Renato Roscoe - 07 fev 2008 - 12:17 - Última atualização em: 09 nov 2011 - 19:23

O Ministério da Agricultura, Pecuária e Abastecimento (MAPA), através da Instrução Normativa No. 4, de 14 de janeiro de 2008, autorizou a inscrição no Registro Nacional de Cultivares da espécie Jatropha curcas L. (pinhão manso), o que abre caminho para a sua exploração comercial no Brasil. O que muda com essa nova medida do MAPA?

O pinhão manso é uma oleaginosa nativa provavelmente da América Central, mas que já se espalhou por em quintais e cercas vivas de quase todo o Brasil, desde o início da colonização. Com um óleo de excelente qualidade para produção de biodiesel, a planta tem sido celebrada como uma das melhores opções de matéria prima para esse biocombustível. O óleo não é comestível, o que permite o desenvolvimento de uma cadeia produtiva independente da de alimentos. A planta é perene e adapta-se a condições climáticas comuns a grande parte do Brasil.

Embora tenha havido um primeiro esforço de pesquisa no final dos anos 70 e início dos 80, com destaque aos dados gerados pela Epamig, a pesquisa sobre a cultura é ainda recente no Brasil. Por esse motivo, não houve tempo hábil para que variedades fossem selecionadas e registradas junto ao MAPA. Na realidade, até a publicação da referida Instrução Normativa, o pinhão manso nem existia oficialmente como planta cultivada no Brasil. Portanto, a mudança ocorrida em 14 de janeiro foi bastante significativa e marca o início de uma nova fase da exploração racional dessa oleaginosa.
 

"Até a publicação da Instrução Normativa, o pinhão manso nem existia oficialmente como planta cultivada no Brasil."

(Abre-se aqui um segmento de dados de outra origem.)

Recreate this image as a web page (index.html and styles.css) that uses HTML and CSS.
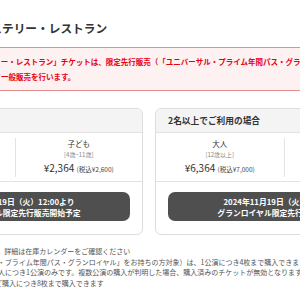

Mas uma pergunta é fundamental nesse ponto. O que levou o MAPA a liberar a espécie antes de haver pesquisas suficientes para o registro de cultivares? Essa decisão na realidade partiu, provavelmente, de uma junção de fatores. Primeiro a existência de um grande interesse do setor produtivo pela espécie, o que está levando à rápida difusão do pinhão manso por várias partes do País. Esse interesse tem levado à proliferação de materiais sem nenhum acompanhamento quanto a sua qualidade. Segundo, um volume razoável de informações sobre a espécie em várias partes do mundo e, em particular, os resultados da Epamig nas décadas passadas e as novas informações geradas a partir de 2004, não somente na instituição de pesquisa mineira, mas também em unidades da Embrapa e diversas empresas privadas. Essas informações, embora não tenham permitido ainda a geração de cultivares melhoradas, têm atestado o elevado potencial do pinhão manso como oleaginosa para o bioidesel.  E, terceiro, o tempo para que o sistema oficial de pesquisa gerasse as informações necessárias para o estabelecimento de um sistema de produção, zoneamento agrícola e registro de cultivares melhoradas, seria incompatível com a imediata necessidade de fontes alternativas de óleo para atender ao Programa Brasileiro de Produção e Uso de Biodiesel. Os dados mencionados levariam uma década para serem gerados.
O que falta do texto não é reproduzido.